# WHAT IS REQUIRED:
Search the records below for the word "TypeScript" and show every line where it occurs.

═══ RAW RECORDS

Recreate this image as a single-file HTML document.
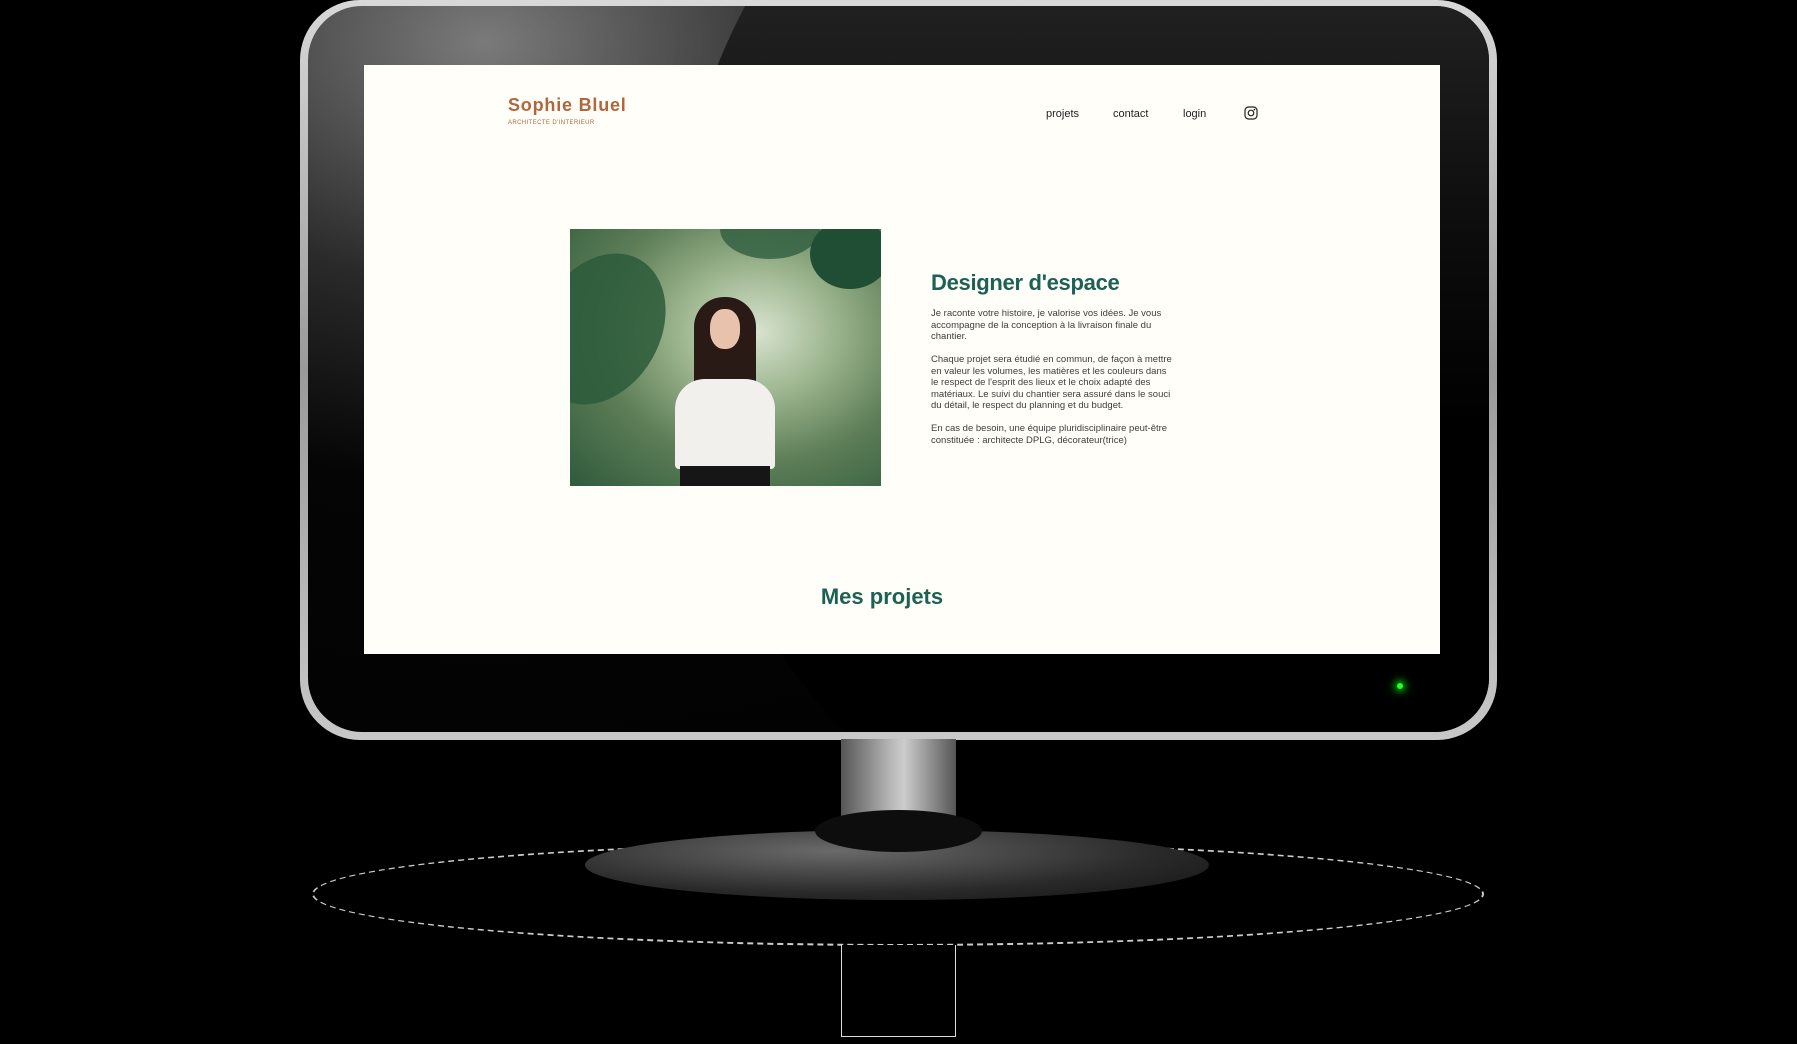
<!DOCTYPE html>
<html><head><meta charset="utf-8"><style>
*{margin:0;padding:0;box-sizing:border-box}
html,body{width:1797px;height:1044px;overflow:hidden}
body{background:#000;position:relative;font-family:"Liberation Sans",sans-serif}
.abs{position:absolute}
.rim{left:300px;top:0;width:1197px;height:740px;border-radius:60px;background:linear-gradient(#d8d8d8,#9a9a9a 50%,#c8c8c8);}
.bezel{left:308px;top:6px;width:1181px;height:726px;border-radius:54px;overflow:hidden;background:radial-gradient(ellipse at 15% 5%,#7a7a7a 0,#2a2a2a 25%,#050505 45%,#000 100%);}
.gloss{left:364px;top:-334px;width:1256px;height:1256px;border-radius:50%;background:linear-gradient(#222 25%,#0c0c0c 45%,#000 60%)}
.screen{left:364px;top:65px;width:1076px;height:589px;background:#fffef8}
.logo{left:144px;top:30px;color:#b1663c;font-weight:bold;font-size:18px;letter-spacing:.8px}
.sub{left:144px;top:55px;color:#b1663c;font-size:6px;letter-spacing:.4px}
.nav{top:43px;font-size:11px;color:#222}
.photo{left:206px;top:164px;width:311px;height:257px;overflow:hidden;background:radial-gradient(ellipse at 60% 40%,#d8e3cf 0,#9bb48d 30%,#5d7e57 60%,#2f5a3c 100%)}
h2{position:absolute;left:567px;top:205px;font-size:22px;color:#1d6154;font-weight:bold;letter-spacing:-.3px}
.txt{left:567px;top:243px;width:245px;font-size:9.5px;line-height:11.5px;color:#3d3d3d}
.txt p{margin-bottom:11.5px}
.mp{width:1076px;text-align:center;top:519px;font-size:22px;color:#1d6154;font-weight:bold}
</style></head><body>
<div class="abs rim"></div>
<div class="abs bezel"><div class="abs gloss"></div></div>
<div class="abs screen">
 <div class="abs logo">Sophie Bluel</div>
 <div class="abs sub">ARCHITECTE D'INTERIEUR</div>
 <div class="abs nav" style="left:682px">projets</div>
 <div class="abs nav" style="left:749px">contact</div>
 <div class="abs nav" style="left:819px">login</div>
 <svg class="abs" style="left:880px;top:41px" width="14" height="14" viewBox="0 0 14 14"><rect x="1" y="1" width="12" height="12" rx="3.5" fill="none" stroke="#222" stroke-width="1.2"/><circle cx="7" cy="7" r="2.8" fill="none" stroke="#222" stroke-width="1.2"/><circle cx="10.4" cy="3.6" r=".8" fill="#222"/></svg>
 <div class="abs photo">
  <div class="abs" style="left:-30px;top:20px;width:120px;height:160px;border-radius:50%;background:#2c5a3a;opacity:.85;transform:rotate(30deg)"></div>
  <div class="abs" style="left:150px;top:-30px;width:100px;height:60px;border-radius:50%;background:#2e5e40;opacity:.8"></div>
  <div class="abs" style="left:240px;top:-10px;width:80px;height:70px;border-radius:50%;background:#1f4e35"></div>
  <div class="abs" style="left:124px;top:68px;width:62px;height:120px;border-radius:30px 30px 8px 8px;background:#2a1a16"></div>
  <div class="abs" style="left:140px;top:80px;width:30px;height:40px;border-radius:45%;background:#e8c2ac"></div>
  <div class="abs" style="left:105px;top:150px;width:100px;height:90px;border-radius:30px 30px 4px 4px;background:#f2f0ec"></div>
  <div class="abs" style="left:110px;top:237px;width:90px;height:20px;background:#161616"></div>
 </div>
 <h2>Designer d'espace</h2>
 <div class="abs txt"><p>Je raconte votre histoire, je valorise vos idées. Je vous accompagne de la conception à la livraison finale du chantier.</p><p>Chaque projet sera étudié en commun, de façon à mettre en valeur les volumes, les matières et les couleurs dans le respect de l'esprit des lieux et le choix adapté des matériaux. Le suivi du chantier sera assuré dans le souci du détail, le respect du planning et du budget.</p><p>En cas de besoin, une équipe pluridisciplinaire peut-être constituée : architecte DPLG, décorateur(trice)</p></div>
 <div class="abs mp" style="left:-20px">Mes projets</div>
</div>
<div class="abs" style="left:1397px;top:683px;width:6px;height:6px;border-radius:50%;background:#2f2;box-shadow:0 0 8px 3px #0a0"></div>
<div class="abs" style="left:312px;top:842px;width:1172px;height:104px;border-radius:50%;border:2px dashed #ccc"></div>
<div class="abs" style="left:585px;top:830px;width:624px;height:70px;border-radius:50%;background:radial-gradient(ellipse at 40% 30%,#6a6a6a,#2a2a2a 60%,#111 100%)"></div>
<div class="abs" style="left:841px;top:739px;width:115px;height:105px;border-radius:0 0 40px 40px/0 0 20px 20px;background:linear-gradient(90deg,#555,#bbb 45%,#ccc 55%,#555);"></div>
<div class="abs" style="left:815px;top:810px;width:167px;height:42px;border-radius:50%;background:#0d0d0d"></div>
<div class="abs" style="left:841px;top:945px;width:115px;height:92px;border:1px solid #ddd;border-top:none;background:#000"></div>
</body></html>
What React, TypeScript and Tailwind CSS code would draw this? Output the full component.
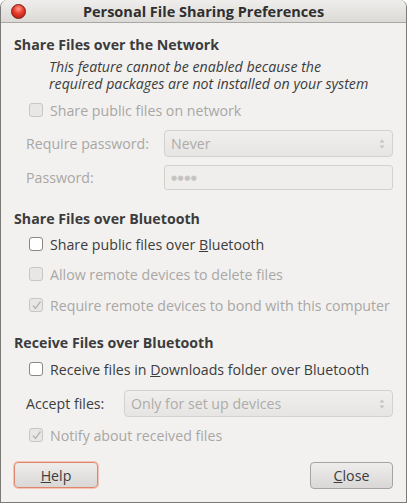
import React from "react";

const font = { fontFamily: "'Open Sans', 'DejaVu Sans', sans-serif" };

function Check({ checked, disabled }: { checked?: boolean; disabled?: boolean }) {
  return (
    <span
      className={`inline-flex h-[14px] w-[14px] shrink-0 items-center justify-center rounded-[3px] border ${
        disabled ? "border-[#c8c6c3] bg-[#e8e7e6]" : "border-[#8a8784] bg-white"
      }`}
    >
      {checked && (
        <svg width="11" height="11" viewBox="0 0 11 11">
          <path d="M2 5.5 L4.5 8.5 L9.5 1.5" fill="none" stroke={disabled ? "#b6b4b1" : "#444"} strokeWidth="1.3" />
        </svg>
      )}
    </span>
  );
}

function CheckRow({ label, checked, disabled }: { label: React.ReactNode; checked?: boolean; disabled?: boolean }) {
  return (
    <div className="flex h-[30px] items-center gap-[7px] pl-[28px]">
      <Check checked={checked} disabled={disabled} />
      <span className={`whitespace-nowrap ${disabled ? "text-[#a9a7a4]" : "text-[#3c3c3c]"}`}>{label}</span>
    </div>
  );
}

function Combo({ value }: { value: string }) {
  return (
    <div className="flex h-[27px] flex-1 items-center justify-between rounded-[4px] border border-[#d3d1ce] bg-gradient-to-b from-[#f0efee] to-[#e6e5e4] pl-[6px] pr-[7px] text-[#aeaca9]">
      <span>{value}</span>
      <svg width="6" height="12" viewBox="0 0 6 12">
        <path d="M0.5 4.5 L3 1.5 L5.5 4.5 Z M0.5 7.5 L3 10.5 L5.5 7.5 Z" fill="#c4c2bf" />
      </svg>
    </div>
  );
}

export default function App() {
  return (
    <div className="h-[503px] w-[407px] overflow-hidden bg-white text-[14.2px] leading-[19px]" style={font}>
      <div className="flex h-full flex-col rounded-t-[7px] border border-t-0 border-[#7d7b78] bg-[#f2f1f0]">
        {/* title bar */}
        <div className="relative flex h-[23px] items-center justify-center rounded-t-[7px] border-b border-[#a9a7a4] bg-gradient-to-b from-[#efeeec] to-[#dcdad7]">
          <span className="absolute left-[10px] top-[4px] h-[15px] w-[15px] rounded-full border border-[#7a1a12] bg-[radial-gradient(circle_at_50%_30%,#ff9a8a_0%,#e8392a_45%,#a81c10_100%)]" />
          <span className="text-[14.5px] font-bold text-[#2f2f2f]">Personal File Sharing Preferences</span>
        </div>

        <div className="flex flex-1 flex-col px-[13px] pt-[12px]">
          <div className="font-bold text-[#3c3c3c]">Share Files over the Network</div>
          <div className="mt-[4px] pl-[35px] leading-[17px] italic text-[#3c3c3c]">
            This feature cannot be enabled because the
            <br />
            required packages are not installed on your system
          </div>
          <div className="-ml-[13px] mt-[3px]">
            <CheckRow label="Share public files on network" disabled />
          </div>
          <div className="mt-[5px] flex items-center pl-[12px] text-[#a9a7a4]">
            <span className="w-[138px]">Require password:</span>
            <Combo value="Never" />
          </div>
          <div className="mt-[8px] flex items-center pl-[12px] text-[#a9a7a4]">
            <span className="w-[138px]">Password:</span>
            <div className="flex h-[25px] flex-1 items-center rounded-[3px] border border-[#d3d1ce] bg-[#efeeed] pl-[6px] text-[7px] tracking-[0.5px] text-[#c6c4c1]">
              ●●●●
            </div>
          </div>

          <div className="mt-[19px] font-bold text-[#3c3c3c]">Share Files over Bluetooth</div>
          <div className="-ml-[13px] mt-[1px]">
            <CheckRow label={<>Share public files over <span className="underline">B</span>luetooth</>} />
            <CheckRow label="Allow remote devices to delete files" disabled />
            <div className="pt-[1px]">
              <CheckRow label="Require remote devices to bond with this computer" checked disabled />
            </div>
          </div>

          <div className="mt-[13px] font-bold text-[#3c3c3c]">Receive Files over Bluetooth</div>
          <div className="-ml-[13px] mt-[2px]">
            <CheckRow label={<>Receive files in <span className="underline">D</span>ownloads folder over Bluetooth</>} />
          </div>
          <div className="mt-[6px] flex items-center pl-[12px]">
            <span className="w-[98px] text-[#3c3c3c]">Accept files:</span>
            <Combo value="Only for set up devices" />
          </div>
          <div className="-ml-[13px] mt-[3px]">
            <CheckRow label="Notify about received files" checked disabled />
          </div>

          <div className="mt-[12px] flex justify-between">
            <button className="h-[26px] w-[84px] rounded-[4px] border border-[#e0866c] bg-gradient-to-b from-[#eeedec] to-[#d9d8d6] text-[#3c3c3c] shadow-[0_0_0_1px_#f4c4b4]">
              <span className="underline">H</span>elp
            </button>
            <button className="h-[27px] w-[83px] rounded-[4px] border border-[#a6a4a1] bg-gradient-to-b from-[#eeedec] to-[#d9d8d6] text-[#3c3c3c]">
              <span className="underline">C</span>lose
            </button>
          </div>
        </div>
      </div>
    </div>
  );
}
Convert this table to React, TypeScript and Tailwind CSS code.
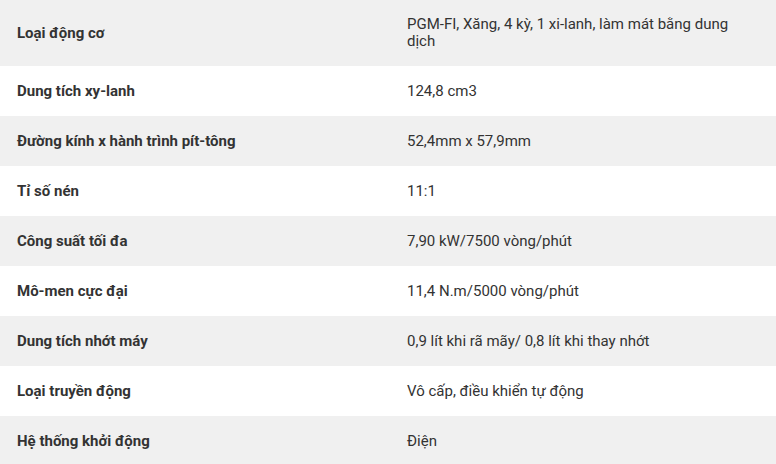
const specs: [string, string][] = [
  ["Loại động cơ", "PGM-FI, Xăng, 4 kỳ, 1 xi-lanh, làm mát bằng dung dịch"],
  ["Dung tích xy-lanh", "124,8 cm3"],
  ["Đường kính x hành trình pít-tông", "52,4mm x 57,9mm"],
  ["Tỉ số nén", "11:1"],
  ["Công suất tối đa", "7,90 kW/7500 vòng/phút"],
  ["Mô-men cực đại", "11,4 N.m/5000 vòng/phút"],
  ["Dung tích nhớt máy", "0,9 lít khi rã mãy/ 0,8 lít khi thay nhớt"],
  ["Loại truyền động", "Vô cấp, điều khiển tự động"],
  ["Hệ thống khởi động", "Điện"],
];

const App = () => {
  return (
    <div className="w-[776px] h-[464px] overflow-hidden bg-white font-['Roboto',sans-serif] text-[15px] leading-[17px] text-[#333]">
      {specs.map(([label, value], i) => (
        <div
          key={label}
          className={
            i % 2 === 0
              ? "flex min-h-[50px] items-center bg-[#f0f0f0] py-4"
              : "flex min-h-[50px] items-center bg-white py-4"
          }
        >
          <div className="w-[390px] shrink-0 pl-[17px] pr-4 font-bold">
            {label}
          </div>
          <div className="flex-1 pl-[17px] pr-4">{value}</div>
        </div>
      ))}
    </div>
  );
};

export default App;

══════

# SOLVED EXERCISE:
What React, TypeScript and Tailwind CSS code would draw this? Output the full component.
Convert this table to React, TypeScript and Tailwind CSS code.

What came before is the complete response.